SpaceX Starlink Threats Send AT&T Shares Lower with Verizon’s 7% Drop
T•SpaceX plans to launch direct-to-consumer Starlink mobile service, threatening AT&T’s core network built on cell towers and fiber. AT&T shares slid in line with Verizon’s 7% plunge and T-Mobile’s dip to a 52-week low as Charter partnership talks heighten disruption fears.
1. Satellite threat to AT&T’s network
SpaceX’s move to offer direct-to-consumer Starlink mobile service leverages satellite connectivity to cover areas without reliance on traditional cell towers, challenging AT&T’s decades of investment in physical infrastructure and fiber-optic networks.

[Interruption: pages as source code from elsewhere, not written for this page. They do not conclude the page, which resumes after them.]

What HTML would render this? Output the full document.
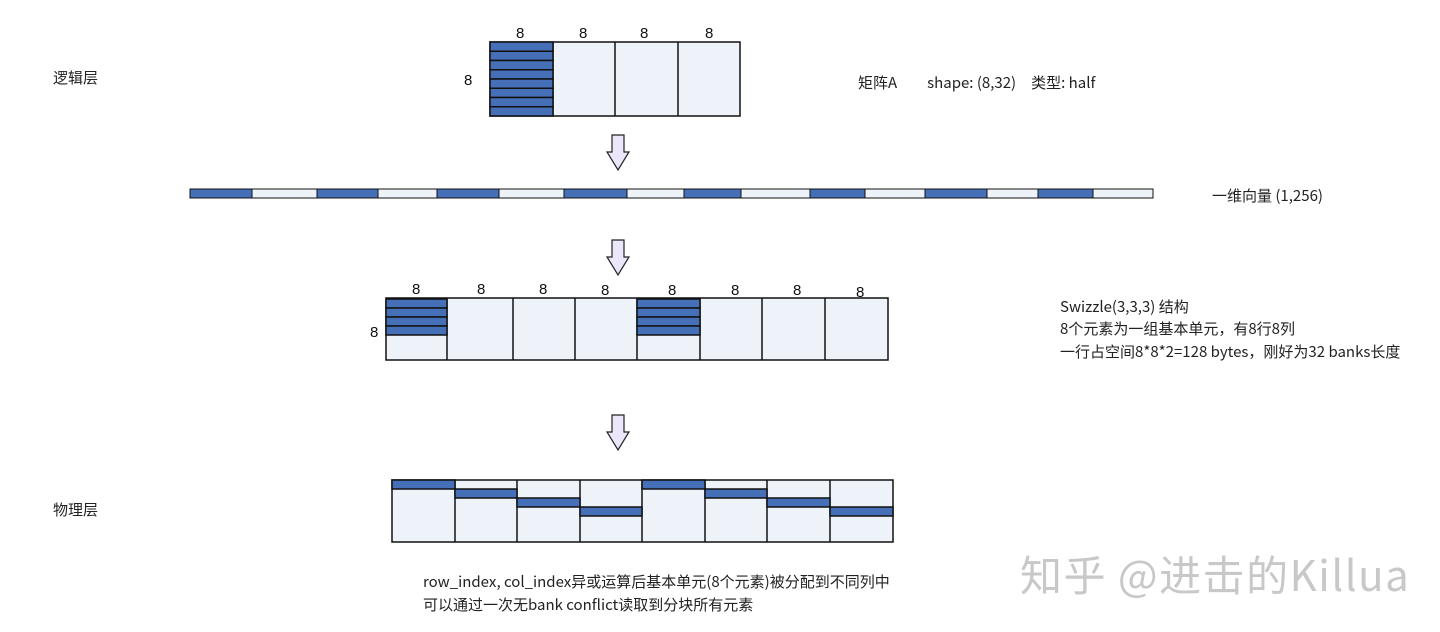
<!DOCTYPE html>
<html><head><meta charset="utf-8"><style>
html,body{margin:0;padding:0;background:#fff;width:1440px;height:632px;overflow:hidden}
svg{display:block}
text{font-family:"Liberation Sans","Noto Sans CJK SC",sans-serif;fill:#222}
.c{font-family:"Noto Sans CJK SC","Liberation Sans",sans-serif;font-size:15px;fill:#222}
.n{font-family:"Liberation Sans",sans-serif;font-size:15px;fill:#111}
</style></head><body>
<svg width="1440" height="632" viewBox="0 0 1440 632">
<g stroke="#111" stroke-width="1.5">
<rect x="490" y="42" width="250" height="74" fill="#eef3fa"/>
<line x1="553" y1="42" x2="553" y2="116"/><line x1="615" y1="42" x2="615" y2="116"/><line x1="678" y1="42" x2="678" y2="116"/>
<rect x="490" y="42" width="63" height="9.25" fill="#4570b8"/>
<rect x="490" y="51.25" width="63" height="9.25" fill="#4570b8"/>
<rect x="490" y="60.5" width="63" height="9.25" fill="#4570b8"/>
<rect x="490" y="69.75" width="63" height="9.25" fill="#4570b8"/>
<rect x="490" y="79" width="63" height="9.25" fill="#4570b8"/>
<rect x="490" y="88.25" width="63" height="9.25" fill="#4570b8"/>
<rect x="490" y="97.5" width="63" height="9.25" fill="#4570b8"/>
<rect x="490" y="106.75" width="63" height="9.25" fill="#4570b8"/>
</g>
<g><text x="516" y="38" class="n">8</text><text x="579" y="38" class="n">8</text><text x="640" y="38" class="n">8</text><text x="705" y="38" class="n">8</text><text x="464" y="85" class="n">8</text></g>
<text x="858" y="88" class="c">矩阵A　　shape: (8,32)　类型: half</text>

<g stroke="#111" stroke-width="1">
<rect x="190" y="189" width="963" height="9" fill="#eef3fa"/>
<rect x="190" y="189" width="62" height="9" fill="#4570b8"/>
<rect x="317" y="189" width="61" height="9" fill="#4570b8"/>
<rect x="437" y="189" width="62" height="9" fill="#4570b8"/>
<rect x="564" y="189" width="63" height="9" fill="#4570b8"/>
<rect x="684" y="189" width="57" height="9" fill="#4570b8"/>
<rect x="810" y="189" width="55" height="9" fill="#4570b8"/>
<rect x="925" y="189" width="62" height="9" fill="#4570b8"/>
<rect x="1038" y="189" width="55" height="9" fill="#4570b8"/>
</g>
<text x="1212" y="201" class="c">一维向量 (1,256)</text>

<g fill="#ebe6fa" stroke="#222" stroke-width="1.2">
<path d="M612,135 H624 V152 H629 L618,170 L607,152 H612 Z"/>
<path d="M612,240 H624 V257 H629 L618,275 L607,257 H612 Z"/>
<path d="M612,415 H624 V432 H629 L618,450 L607,432 H612 Z"/>
</g>

<g stroke="#111" stroke-width="1.5">
<rect x="386" y="298" width="502" height="62" fill="#eef3fa"/>
<line x1="447" y1="298" x2="447" y2="360"/><line x1="513" y1="298" x2="513" y2="360"/><line x1="575" y1="298" x2="575" y2="360"/><line x1="637" y1="298" x2="637" y2="360"/><line x1="700" y1="298" x2="700" y2="360"/><line x1="762" y1="298" x2="762" y2="360"/><line x1="825" y1="298" x2="825" y2="360"/>
<rect x="386" y="299" width="61" height="9" fill="#4570b8"/><rect x="386" y="308" width="61" height="9" fill="#4570b8"/><rect x="386" y="317" width="61" height="9" fill="#4570b8"/><rect x="386" y="326" width="61" height="9" fill="#4570b8"/>
<rect x="637" y="299" width="63" height="9" fill="#4570b8"/><rect x="637" y="308" width="63" height="9" fill="#4570b8"/><rect x="637" y="317" width="63" height="9" fill="#4570b8"/><rect x="637" y="326" width="63" height="9" fill="#4570b8"/>
</g>
<g><text x="412" y="294" class="n">8</text><text x="477" y="294" class="n">8</text><text x="539" y="294" class="n">8</text><text x="601" y="295" class="n">8</text><text x="668" y="295" class="n">8</text><text x="731" y="295" class="n">8</text><text x="793" y="295" class="n">8</text><text x="856" y="297" class="n">8</text><text x="370" y="337" class="n">8</text></g>
<text x="1060" y="312" class="c">Swizzle(3,3,3) 结构</text>
<text x="1060" y="334" class="c">8个元素为一组基本单元，有8行8列</text>
<text x="1060" y="357" class="c">一行占空间8*8*2=128 bytes，刚好为32 banks长度</text>

<g stroke="#111" stroke-width="1.5">
<rect x="392" y="480" width="501" height="62" fill="#eef3fa"/>
<line x1="455" y1="480" x2="455" y2="542"/><line x1="517" y1="480" x2="517" y2="542"/><line x1="580" y1="480" x2="580" y2="542"/><line x1="642" y1="480" x2="642" y2="542"/><line x1="705" y1="480" x2="705" y2="542"/><line x1="767" y1="480" x2="767" y2="542"/><line x1="830" y1="480" x2="830" y2="542"/>
<rect x="392" y="480" width="63" height="9" fill="#4570b8"/>
<rect x="455" y="489" width="62" height="9" fill="#4570b8"/>
<rect x="517" y="498" width="63" height="9" fill="#4570b8"/>
<rect x="580" y="507" width="62" height="9" fill="#4570b8"/>
<rect x="642" y="480" width="63" height="9" fill="#4570b8"/>
<rect x="705" y="489" width="62" height="9" fill="#4570b8"/>
<rect x="767" y="498" width="63" height="9" fill="#4570b8"/>
<rect x="830" y="507" width="63" height="9" fill="#4570b8"/>
</g>

<text x="53" y="83" class="c">逻辑层</text>
<text x="53" y="515" class="c">物理层</text>
<text x="423" y="587" class="c">row_index, col_index异或运算后基本单元(8个元素)被分配到不同列中</text>
<text x="423" y="610" class="c">可以通过一次无bank conflict读取到分块所有元素</text>

<text x="1020" y="591" style="font-family:'Noto Sans CJK SC','Liberation Sans',sans-serif;font-size:42px;letter-spacing:1.5px;fill:#c8c8c8">知乎 @进击的Killua</text>
</svg>
</body></html>
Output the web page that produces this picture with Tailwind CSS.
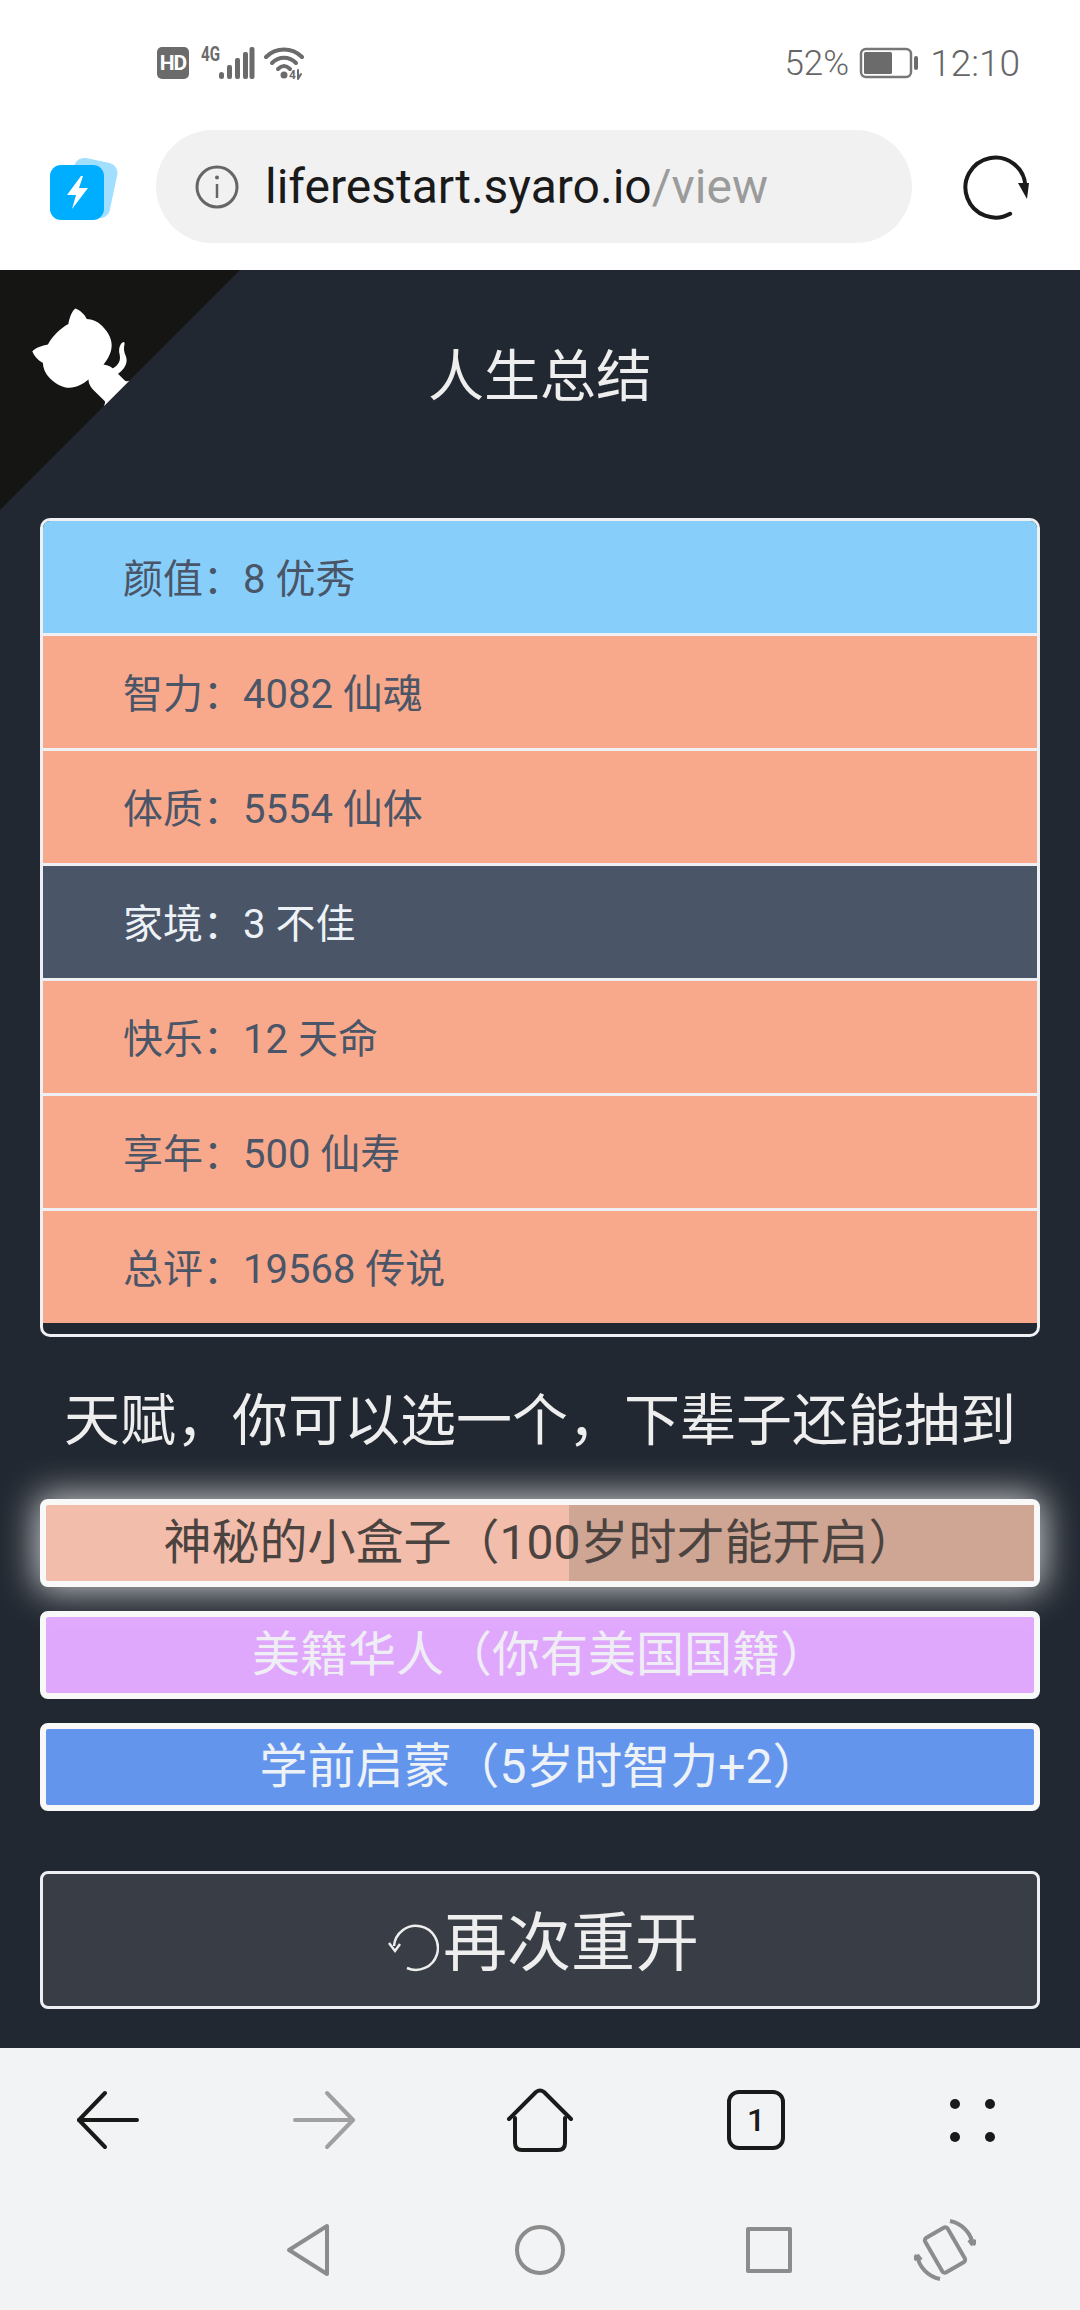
<!DOCTYPE html>
<html lang="zh-CN">
<head>
<meta charset="utf-8">
<script src="https://cdn.jsdelivr.net/npm/@tailwindcss/browser@4"></script>
<title>人生总结</title>
</head>
<body class="font-[Roboto,'Noto_Sans_CJK_SC',sans-serif] bg-white">
<div class="w-[1080px] h-[2310px] flex flex-col overflow-hidden">

  <!-- browser chrome -->
  <header class="bg-white h-[270px] flex flex-col">
    <div class="h-[130px] pl-[157px] pr-[60px] pb-[4px] flex items-center text-[#666666]">
      <div class="w-[32px] h-[32px] rounded-[5px] bg-[#6b6b6b] text-white text-[21px] leading-none font-bold tracking-[-1px] flex items-center justify-center">HD</div>
      <svg class="ml-[12px]" width="54" height="44" viewBox="0 -5 54 44">
        <text x="0" y="15" font-size="20" font-weight="700" fill="#6b6b6b" textLength="19" lengthAdjust="spacingAndGlyphs">4G</text>
        <g fill="#6b6b6b">
          <rect x="18" y="26" width="5" height="7" rx="2.5"/>
          <rect x="26" y="19" width="5" height="14" rx="2"/>
          <rect x="34" y="12" width="5" height="21" rx="2"/>
          <rect x="42" y="6" width="5" height="27" rx="2"/>
          <rect x="48.500" y="1" width="5" height="32" rx="2"/>
        </g>
      </svg>
      <svg class="ml-[9px]" width="40" height="44" viewBox="0 -5 40 44" fill="none" stroke="#6b6b6b" stroke-width="4" stroke-linecap="round">
        <path d="M2 11 C12 1 28 1 38 11"/>
        <path d="M8 17 C15 10 25 10 32 17"/>
        <path d="M14 23 C18 19 22 19 26 23"/>
        <circle cx="20" cy="29" r="3.500" fill="#6b6b6b" stroke="none"/>
        <text x="25" y="33" font-size="12" font-weight="700" fill="#6b6b6b" stroke="none">4</text>
        <path d="M34 24 V33 M37 28 L34 33" stroke-width="2"/>
      </svg>
      <span class="ml-auto text-[35px] leading-none font-light">52%</span>
      <svg class="ml-[10px]" width="60" height="32" viewBox="0 0 60 32" fill="none">
        <rect x="2" y="2" width="50" height="28" rx="5" stroke="#777" stroke-width="2.500"/>
        <rect x="5" y="5" width="28" height="22" rx="1.500" fill="#6b6b6b"/>
        <rect x="55" y="9" width="4" height="14" rx="2" fill="#6b6b6b"/>
      </svg>
      <span class="ml-[11px] text-[37px] leading-none font-light">12:10</span>
    </div>
    <div class="flex items-center pl-[50px]">
      <svg width="68" height="66" viewBox="0 0 68 66">
        <rect x="20" y="6" width="44" height="56" rx="10" fill="#a2dfff" transform="rotate(12 42 34)"/>
        <rect x="0" y="11" width="54" height="55" rx="11" fill="#00aeff"/>
        <path d="M31 22 L17 41 H26 L22 55 L38 34 H29 L33 22 Z" fill="#fff"/>
      </svg>
      <div class="ml-[38px] w-[756px] h-[113px] rounded-full bg-[#f1f1f1] flex items-center pl-[39px]">
        <svg width="44" height="44" viewBox="0 0 44 44" fill="none" stroke="#666" stroke-width="3">
          <circle cx="22" cy="22" r="20"/>
          <path d="M22 19 V33" stroke-width="2.500"/>
          <circle cx="22" cy="12.500" r="2" fill="#666" stroke="none"/>
        </svg>
        <span class="ml-[26px] text-[48px] leading-none text-[#1a1a1a]">liferestart.syaro.io<span class="text-[#9b9b9b]">/view</span></span>
      </div>
      <svg class="ml-[50px]" width="68" height="68" viewBox="0 0 68 68" fill="none">
        <path d="M56 55 A30 30 0 1 1 62 24" stroke="#1a1a1a" stroke-width="4" transform="rotate(18 34 33)" stroke-linecap="round"/>
        <path d="M56 30 L67 30 L65 46 Z" fill="#1a1a1a"/>
      </svg>
    </div>
  </header>

  <!-- page -->
  <main class="relative bg-[#222831] h-[1778px] px-[40px] flex flex-col">
    <svg class="absolute top-0 left-0" width="240" height="240" viewBox="0 0 250 250" fill="#fff">
      <g transform="translate(250 0) scale(-1 1)">
        <path d="M0,0 L115,115 L130,115 L142,142 L250,250 L250,0 Z" fill="#151513"/>
        <path d="M128.3,109.0 C113.8,99.7 119.0,89.6 119.0,89.6 C122.0,82.7 120.5,78.6 120.5,78.6 C119.2,72.0 123.4,76.3 123.4,76.3 C127.3,80.9 125.5,87.3 125.5,87.3 C122.9,97.6 130.6,101.9 134.4,103.2"/>
        <path d="M115.0,115.0 C114.9,115.1 118.7,116.5 119.8,115.4 L133.7,101.6 C136.9,99.2 139.9,98.4 142.2,98.6 C133.8,88.0 127.5,74.4 143.8,58.0 C148.5,53.4 154.0,51.2 159.7,51.0 C160.3,49.4 163.2,43.6 171.4,40.1 C171.4,40.1 176.1,42.5 178.8,56.2 C183.1,58.6 187.2,61.8 190.9,65.4 C194.5,69.0 197.7,73.2 200.1,77.6 C213.8,80.2 216.3,84.9 216.3,84.9 C212.7,93.1 206.9,96.0 205.4,96.6 C205.1,102.4 203.0,107.8 198.3,112.5 C181.9,128.9 168.3,122.5 157.7,114.1 C157.9,116.9 156.7,120.9 152.7,124.9 L141.0,136.5 C139.8,137.7 141.6,141.9 141.8,141.8 Z"/>
      </g>
    </svg>

    <h1 class="h-[248px] pb-[35px] flex items-center justify-center text-[56px] font-normal text-[#eeeeee]">人生总结</h1>

    <section class="h-[819px] border-[3px] border-[#eef0f3] rounded-[10px] overflow-hidden text-[40px] text-[#4a5568] flex flex-col">
      <div class="h-[115px] shrink-0 border-b-[3px] border-[#eef0f3] bg-[#87cefa] pl-[80px] pt-[6px] flex items-center">颜值：8 优秀</div>
      <div class="h-[115px] shrink-0 border-b-[3px] border-[#eef0f3] bg-[#f8a98b] pl-[80px] pt-[6px] flex items-center">智力：4082 仙魂</div>
      <div class="h-[115px] shrink-0 border-b-[3px] border-[#eef0f3] bg-[#f8a98b] pl-[80px] pt-[6px] flex items-center">体质：5554 仙体</div>
      <div class="h-[115px] shrink-0 border-b-[3px] border-[#eef0f3] bg-[#4a5568] text-[#edf2f7] pl-[80px] pt-[6px] flex items-center">家境：3 不佳</div>
      <div class="h-[115px] shrink-0 border-b-[3px] border-[#eef0f3] bg-[#f8a98b] pl-[80px] pt-[6px] flex items-center">快乐：12 天命</div>
      <div class="h-[115px] shrink-0 border-b-[3px] border-[#eef0f3] bg-[#f8a98b] pl-[80px] pt-[6px] flex items-center">享年：500 仙寿</div>
      <div class="h-[112px] shrink-0 bg-[#f8a98b] pl-[80px] pt-[6px] flex items-center">总评：19568 传说</div>
    </section>

    <h2 class="h-[162px] pt-[6px] flex items-center justify-center text-[56px] font-normal text-[#eeeeee] whitespace-nowrap">天赋，你可以选一个，下辈子还能抽到</h2>

    <ul class="flex flex-col gap-[24px] text-[48px]">
      <li class="relative h-[88px] border-[6px] border-[#f8f8f8] rounded-[8px] bg-[#f3bdab] text-[#4a4340] flex items-center justify-center shadow-[0_0_36px_4px_rgba(255,255,255,0.75)]">
        <span class="absolute top-0 bottom-0 right-0 left-[523px] bg-[#cfa594]"></span>
        <span class="relative">神秘的小盒子（100岁时才能开启）</span>
      </li>
      <li class="h-[88px] border-[6px] border-[#f8f8f8] rounded-[8px] bg-[#e0a8fd] text-[#f0eef5] flex items-center justify-center">美籍华人（你有美国国籍）</li>
      <li class="h-[88px] border-[6px] border-[#f8f8f8] rounded-[8px] bg-[#6495ed] text-[#edf2f7] flex items-center justify-center">学前启蒙（5岁时智力+2）</li>
    </ul>

    <button class="mt-[60px] h-[138px] pt-[8px] pl-[6px] border-[3px] border-[#eef0f3] rounded-[8px] bg-[#393e46] text-[#eeeeee] text-[64px] flex items-center justify-center">
      <svg width="52" height="52" viewBox="0 0 52 52" fill="none" stroke="#eeeeee" stroke-width="2.500" class="mt-[6px]">
        <path d="M7 25 A22 22 0 1 1 20 47"/>
        <path d="M2 22 L8 30 L13 23" stroke-width="2.500"/>
      </svg>
      <span class="ml-[4px]">再次重开</span>
    </button>
  </main>

  <!-- browser toolbar -->
  <footer class="bg-[#f2f3f5] h-[262px] flex flex-col">
    <div class="h-[144px] grid grid-cols-5 items-center">
      <div class="flex justify-center">
        <svg width="64" height="60" viewBox="0 0 64 60" fill="none" stroke="#1a1a1a" stroke-width="4" stroke-linecap="round" stroke-linejoin="round">
          <path d="M3 30 H61"/>
          <path d="M29 3 L3 30 L29 57"/>
        </svg>
      </div>
      <div class="flex justify-center">
        <svg width="64" height="60" viewBox="0 0 64 60" fill="none" stroke="#a0a0a0" stroke-width="4" stroke-linecap="round" stroke-linejoin="round">
          <path d="M3 30 H61"/>
          <path d="M35 3 L61 30 L35 57"/>
        </svg>
      </div>
      <div class="flex justify-center">
        <svg width="68" height="66" viewBox="0 0 68 66" fill="none" stroke="#1a1a1a" stroke-width="4" stroke-linecap="round" stroke-linejoin="round">
          <path d="M3 32 L30 5 Q34 2 38 5 L65 32"/>
          <path d="M9 31 V56 Q9 63 16 63 H52 Q59 63 59 56 V31"/>
        </svg>
      </div>
      <div class="flex justify-center">
        <div class="w-[58px] h-[60px] border-[4px] border-[#1a1a1a] rounded-[12px] flex items-center justify-center text-[32px] leading-none font-medium text-[#1a1a1a]">1</div>
      </div>
      <div class="flex justify-center">
        <div class="grid grid-cols-2 gap-x-[25px] gap-y-[23px]">
          <span class="w-[10px] h-[10px] rounded-full bg-[#1a1a1a]"></span>
          <span class="w-[10px] h-[10px] rounded-full bg-[#1a1a1a]"></span>
          <span class="w-[10px] h-[10px] rounded-full bg-[#1a1a1a]"></span>
          <span class="w-[10px] h-[10px] rounded-full bg-[#1a1a1a]"></span>
        </div>
      </div>
    </div>
    <div class="h-[118px] pl-[286px] pb-[3px] flex items-center">
      <svg width="44" height="54" viewBox="0 0 44 54" fill="none" stroke="#8c8c8c" stroke-width="4" stroke-linejoin="round">
        <path d="M41 3 V51 L3 27 Z"/>
      </svg>
      <svg class="ml-[184px]" width="52" height="52" viewBox="0 0 52 52" fill="none" stroke="#8c8c8c" stroke-width="4">
        <circle cx="26" cy="26" r="23"/>
      </svg>
      <div class="ml-[180px] w-[46px] h-[46px] border-[4px] border-[#8c8c8c] rounded-[2px]"></div>
      <svg class="ml-[122px]" width="62" height="62" viewBox="0 0 62 62" fill="none" stroke="#8c8c8c" stroke-width="4">
        <rect x="18" y="11" width="26" height="40" rx="3" transform="rotate(-30 31 31)"/>
        <path d="M36 2 A29 29 0 0 1 59 26"/>
        <path d="M26 60 A29 29 0 0 1 3 36"/>
        <path d="M59 26 L55 21 M59 26 L62 21"/>
        <path d="M3 36 L0 41 M3 36 L7 41"/>
      </svg>
    </div>
  </footer>
</div>
</body>
</html>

2. Market reaction and share performance
AT&T shares fell alongside Verizon’s 7% single-day drop—their worst in nearly three years—and T-Mobile’s slide to a 52-week low, as investors reassessed the growth outlook for legacy wireless operators facing new satellite competition.
3. SpaceX-Charter partnership accelerates rollout
Executive discussions between SpaceX and Charter aim to route mobile traffic through Charter’s broadband network, mirroring hybrid cable-wireless models and potentially speeding Starlink’s nationwide mobile launch against AT&T’s established service footprint.